> **THE TASK**: Produce a word-for-word copy of the listing below without its pictures.

-- Begin DATA BLOCK --

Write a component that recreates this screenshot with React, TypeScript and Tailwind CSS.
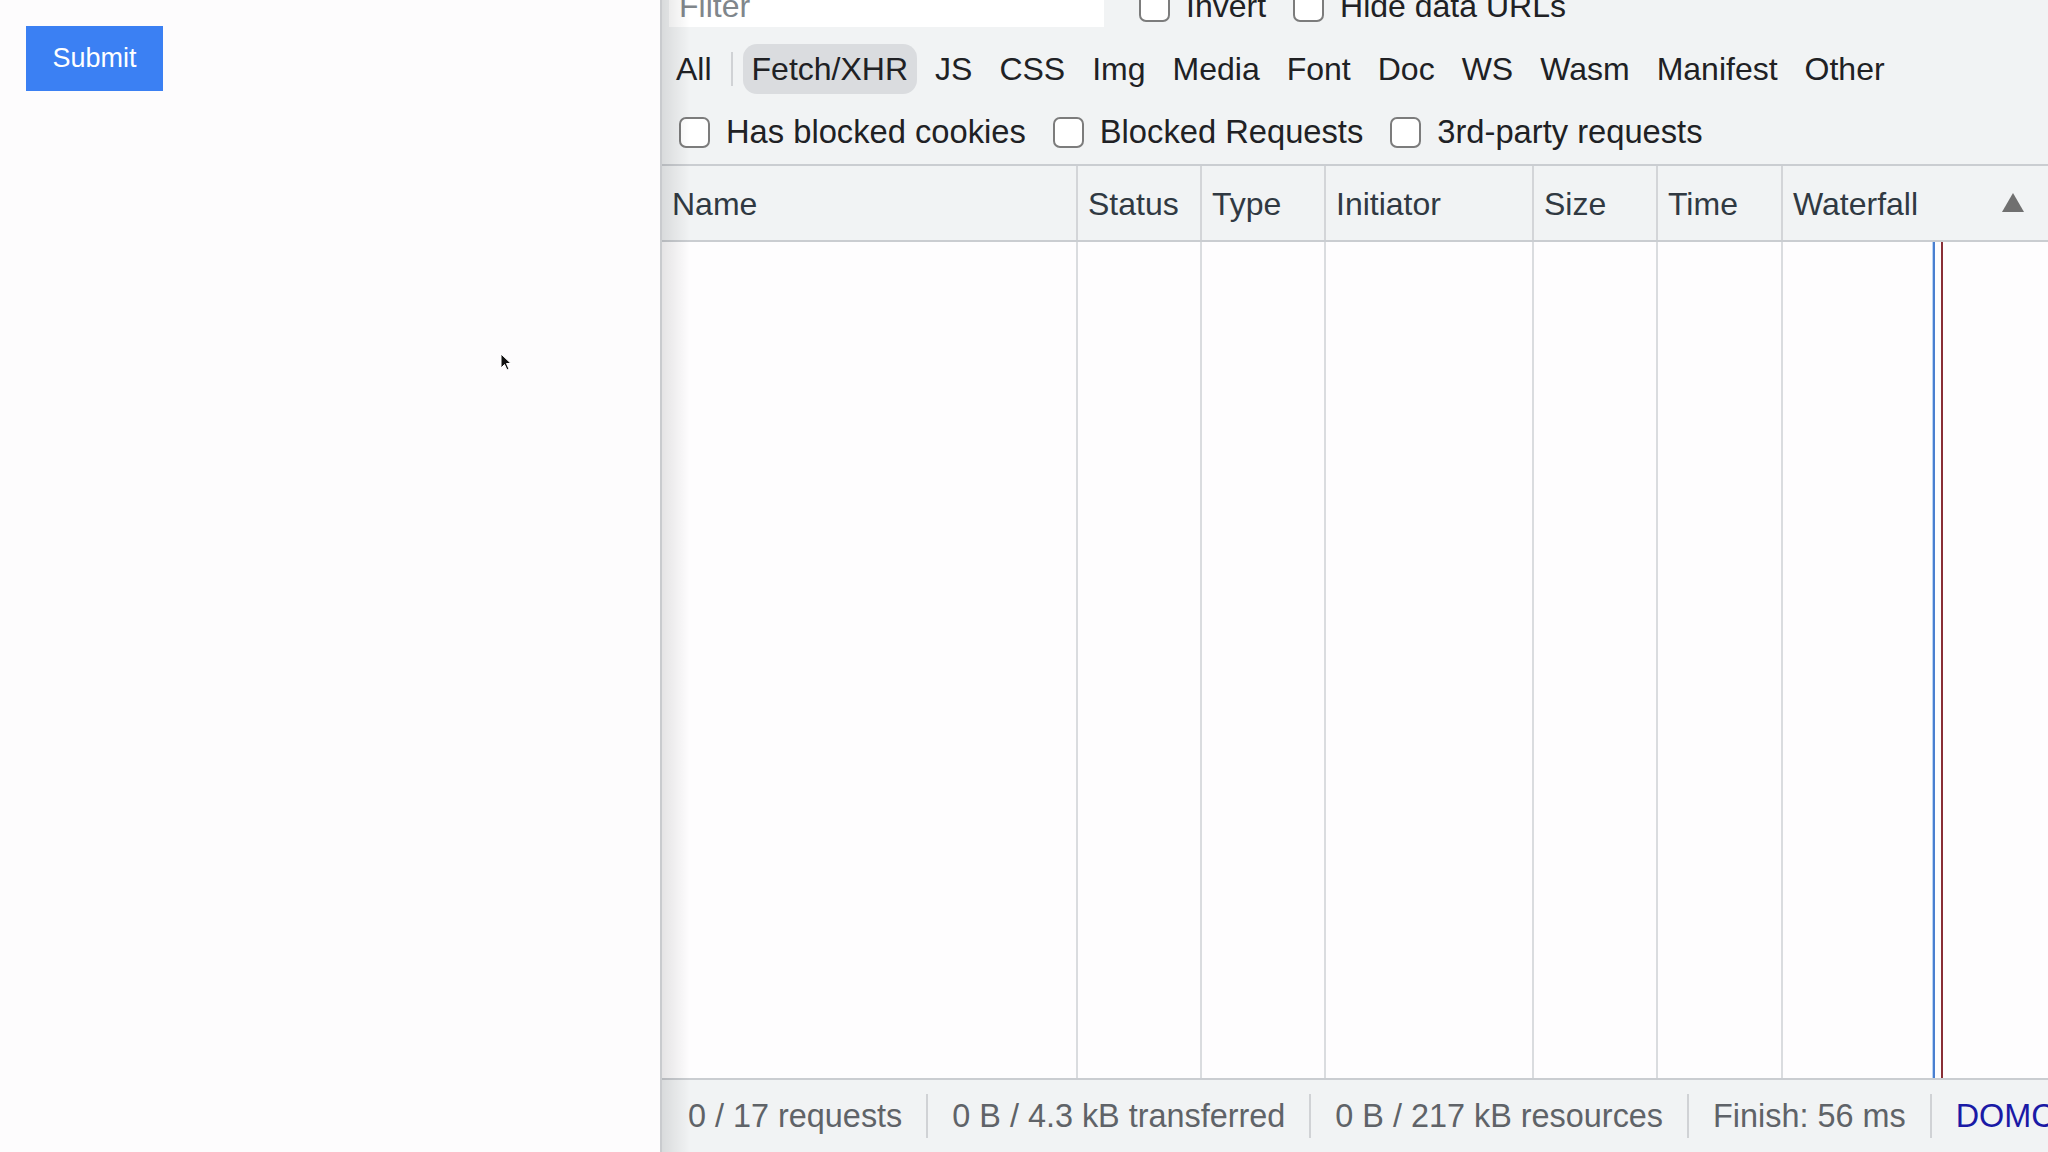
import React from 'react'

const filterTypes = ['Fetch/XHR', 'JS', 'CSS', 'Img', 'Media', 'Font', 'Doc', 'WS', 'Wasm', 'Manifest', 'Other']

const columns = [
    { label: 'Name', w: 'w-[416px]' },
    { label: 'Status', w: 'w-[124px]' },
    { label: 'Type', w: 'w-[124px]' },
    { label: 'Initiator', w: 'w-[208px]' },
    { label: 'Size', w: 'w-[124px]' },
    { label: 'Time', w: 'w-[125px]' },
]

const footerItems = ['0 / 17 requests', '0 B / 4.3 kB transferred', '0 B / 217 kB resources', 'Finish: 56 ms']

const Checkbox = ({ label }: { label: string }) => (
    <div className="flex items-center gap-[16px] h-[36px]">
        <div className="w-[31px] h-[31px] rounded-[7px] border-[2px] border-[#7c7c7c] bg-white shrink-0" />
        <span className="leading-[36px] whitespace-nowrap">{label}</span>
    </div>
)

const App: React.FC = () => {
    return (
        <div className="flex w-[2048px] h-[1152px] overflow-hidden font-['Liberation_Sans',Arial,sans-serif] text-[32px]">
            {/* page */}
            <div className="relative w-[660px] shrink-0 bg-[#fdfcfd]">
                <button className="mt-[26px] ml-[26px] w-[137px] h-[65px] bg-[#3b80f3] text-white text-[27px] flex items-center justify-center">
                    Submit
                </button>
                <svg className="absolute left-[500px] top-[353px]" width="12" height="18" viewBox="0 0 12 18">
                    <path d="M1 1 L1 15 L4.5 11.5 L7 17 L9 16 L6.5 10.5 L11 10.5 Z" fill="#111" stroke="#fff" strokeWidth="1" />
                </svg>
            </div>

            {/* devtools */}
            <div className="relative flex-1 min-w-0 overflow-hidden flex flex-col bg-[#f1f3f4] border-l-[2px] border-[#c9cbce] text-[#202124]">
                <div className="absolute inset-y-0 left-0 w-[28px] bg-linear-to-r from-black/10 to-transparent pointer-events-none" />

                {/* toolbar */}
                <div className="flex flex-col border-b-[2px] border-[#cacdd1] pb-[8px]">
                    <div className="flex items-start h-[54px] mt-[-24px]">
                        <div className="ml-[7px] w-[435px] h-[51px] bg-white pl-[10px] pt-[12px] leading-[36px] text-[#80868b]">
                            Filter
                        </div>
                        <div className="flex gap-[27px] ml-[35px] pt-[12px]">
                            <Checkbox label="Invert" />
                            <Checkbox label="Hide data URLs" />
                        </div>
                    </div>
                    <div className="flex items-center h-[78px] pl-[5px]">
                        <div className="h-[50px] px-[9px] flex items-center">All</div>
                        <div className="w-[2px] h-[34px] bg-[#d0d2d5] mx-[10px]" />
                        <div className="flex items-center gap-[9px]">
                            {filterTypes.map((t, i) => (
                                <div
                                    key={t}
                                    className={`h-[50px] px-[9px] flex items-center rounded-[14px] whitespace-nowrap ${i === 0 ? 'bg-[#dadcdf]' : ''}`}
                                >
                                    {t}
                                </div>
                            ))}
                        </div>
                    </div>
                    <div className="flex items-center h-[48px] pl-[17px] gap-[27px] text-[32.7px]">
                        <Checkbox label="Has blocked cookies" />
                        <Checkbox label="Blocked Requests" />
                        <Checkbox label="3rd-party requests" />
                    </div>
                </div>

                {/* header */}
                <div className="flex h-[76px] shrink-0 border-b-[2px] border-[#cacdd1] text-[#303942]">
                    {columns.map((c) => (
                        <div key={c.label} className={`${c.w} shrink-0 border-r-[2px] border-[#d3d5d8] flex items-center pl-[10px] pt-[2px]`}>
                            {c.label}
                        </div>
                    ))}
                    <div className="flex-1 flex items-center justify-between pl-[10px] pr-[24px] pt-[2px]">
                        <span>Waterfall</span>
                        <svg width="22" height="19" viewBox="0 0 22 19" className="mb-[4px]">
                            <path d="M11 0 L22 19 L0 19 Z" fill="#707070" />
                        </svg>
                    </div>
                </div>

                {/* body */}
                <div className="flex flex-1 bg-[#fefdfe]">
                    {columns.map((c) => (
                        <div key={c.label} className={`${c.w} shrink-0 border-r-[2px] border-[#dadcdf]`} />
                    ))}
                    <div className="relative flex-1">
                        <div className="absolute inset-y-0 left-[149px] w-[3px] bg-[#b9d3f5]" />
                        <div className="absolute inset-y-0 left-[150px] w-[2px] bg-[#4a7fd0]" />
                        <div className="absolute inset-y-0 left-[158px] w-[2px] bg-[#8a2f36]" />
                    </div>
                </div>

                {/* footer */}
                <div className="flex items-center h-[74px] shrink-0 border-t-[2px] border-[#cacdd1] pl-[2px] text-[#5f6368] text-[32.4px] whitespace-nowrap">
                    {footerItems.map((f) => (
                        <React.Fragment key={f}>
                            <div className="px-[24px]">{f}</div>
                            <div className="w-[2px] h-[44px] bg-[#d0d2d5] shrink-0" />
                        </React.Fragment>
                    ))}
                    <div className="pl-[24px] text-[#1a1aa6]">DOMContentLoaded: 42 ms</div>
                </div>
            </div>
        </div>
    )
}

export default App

-- End DATA BLOCK --

> **TASK OUTPUT**:
Write a component that recreates this screenshot with React, TypeScript and Tailwind CSS.
import React from 'react'

const filterTypes = ['Fetch/XHR', 'JS', 'CSS', 'Img', 'Media', 'Font', 'Doc', 'WS', 'Wasm', 'Manifest', 'Other']

const columns = [
    { label: 'Name', w: 'w-[416px]' },
    { label: 'Status', w: 'w-[124px]' },
    { label: 'Type', w: 'w-[124px]' },
    { label: 'Initiator', w: 'w-[208px]' },
    { label: 'Size', w: 'w-[124px]' },
    { label: 'Time', w: 'w-[125px]' },
]

const footerItems = ['0 / 17 requests', '0 B / 4.3 kB transferred', '0 B / 217 kB resources', 'Finish: 56 ms']

const Checkbox = ({ label }: { label: string }) => (
    <div className="flex items-center gap-[16px] h-[36px]">
        <div className="w-[31px] h-[31px] rounded-[7px] border-[2px] border-[#7c7c7c] bg-white shrink-0" />
        <span className="leading-[36px] whitespace-nowrap">{label}</span>
    </div>
)

const App: React.FC = () => {
    return (
        <div className="flex w-[2048px] h-[1152px] overflow-hidden font-['Liberation_Sans',Arial,sans-serif] text-[32px]">
            {/* page */}
            <div className="relative w-[660px] shrink-0 bg-[#fdfcfd]">
                <button className="mt-[26px] ml-[26px] w-[137px] h-[65px] bg-[#3b80f3] text-white text-[27px] flex items-center justify-center">
                    Submit
                </button>
                <svg className="absolute left-[500px] top-[353px]" width="12" height="18" viewBox="0 0 12 18">
                    <path d="M1 1 L1 15 L4.5 11.5 L7 17 L9 16 L6.5 10.5 L11 10.5 Z" fill="#111" stroke="#fff" strokeWidth="1" />
                </svg>
            </div>

            {/* devtools */}
            <div className="relative flex-1 min-w-0 overflow-hidden flex flex-col bg-[#f1f3f4] border-l-[2px] border-[#c9cbce] text-[#202124]">
                <div className="absolute inset-y-0 left-0 w-[28px] bg-linear-to-r from-black/10 to-transparent pointer-events-none" />

                {/* toolbar */}
                <div className="flex flex-col border-b-[2px] border-[#cacdd1] pb-[8px]">
                    <div className="flex items-start h-[54px] mt-[-24px]">
                        <div className="ml-[7px] w-[435px] h-[51px] bg-white pl-[10px] pt-[12px] leading-[36px] text-[#80868b]">
                            Filter
                        </div>
                        <div className="flex gap-[27px] ml-[35px] pt-[12px]">
                            <Checkbox label="Invert" />
                            <Checkbox label="Hide data URLs" />
                        </div>
                    </div>
                    <div className="flex items-center h-[78px] pl-[5px]">
                        <div className="h-[50px] px-[9px] flex items-center">All</div>
                        <div className="w-[2px] h-[34px] bg-[#d0d2d5] mx-[10px]" />
                        <div className="flex items-center gap-[9px]">
                            {filterTypes.map((t, i) => (
                                <div
                                    key={t}
                                    className={`h-[50px] px-[9px] flex items-center rounded-[14px] whitespace-nowrap ${i === 0 ? 'bg-[#dadcdf]' : ''}`}
                                >
                                    {t}
                                </div>
                            ))}
                        </div>
                    </div>
                    <div className="flex items-center h-[48px] pl-[17px] gap-[27px] text-[32.7px]">
                        <Checkbox label="Has blocked cookies" />
                        <Checkbox label="Blocked Requests" />
                        <Checkbox label="3rd-party requests" />
                    </div>
                </div>

                {/* header */}
                <div className="flex h-[76px] shrink-0 border-b-[2px] border-[#cacdd1] text-[#303942]">
                    {columns.map((c) => (
                        <div key={c.label} className={`${c.w} shrink-0 border-r-[2px] border-[#d3d5d8] flex items-center pl-[10px] pt-[2px]`}>
                            {c.label}
                        </div>
                    ))}
                    <div className="flex-1 flex items-center justify-between pl-[10px] pr-[24px] pt-[2px]">
                        <span>Waterfall</span>
                        <svg width="22" height="19" viewBox="0 0 22 19" className="mb-[4px]">
                            <path d="M11 0 L22 19 L0 19 Z" fill="#707070" />
                        </svg>
                    </div>
                </div>

                {/* body */}
                <div className="flex flex-1 bg-[#fefdfe]">
                    {columns.map((c) => (
                        <div key={c.label} className={`${c.w} shrink-0 border-r-[2px] border-[#dadcdf]`} />
                    ))}
                    <div className="relative flex-1">
                        <div className="absolute inset-y-0 left-[149px] w-[3px] bg-[#b9d3f5]" />
                        <div className="absolute inset-y-0 left-[150px] w-[2px] bg-[#4a7fd0]" />
                        <div className="absolute inset-y-0 left-[158px] w-[2px] bg-[#8a2f36]" />
                    </div>
                </div>

                {/* footer */}
                <div className="flex items-center h-[74px] shrink-0 border-t-[2px] border-[#cacdd1] pl-[2px] text-[#5f6368] text-[32.4px] whitespace-nowrap">
                    {footerItems.map((f) => (
                        <React.Fragment key={f}>
                            <div className="px-[24px]">{f}</div>
                            <div className="w-[2px] h-[44px] bg-[#d0d2d5] shrink-0" />
                        </React.Fragment>
                    ))}
                    <div className="pl-[24px] text-[#1a1aa6]">DOMContentLoaded: 42 ms</div>
                </div>
            </div>
        </div>
    )
}

export default App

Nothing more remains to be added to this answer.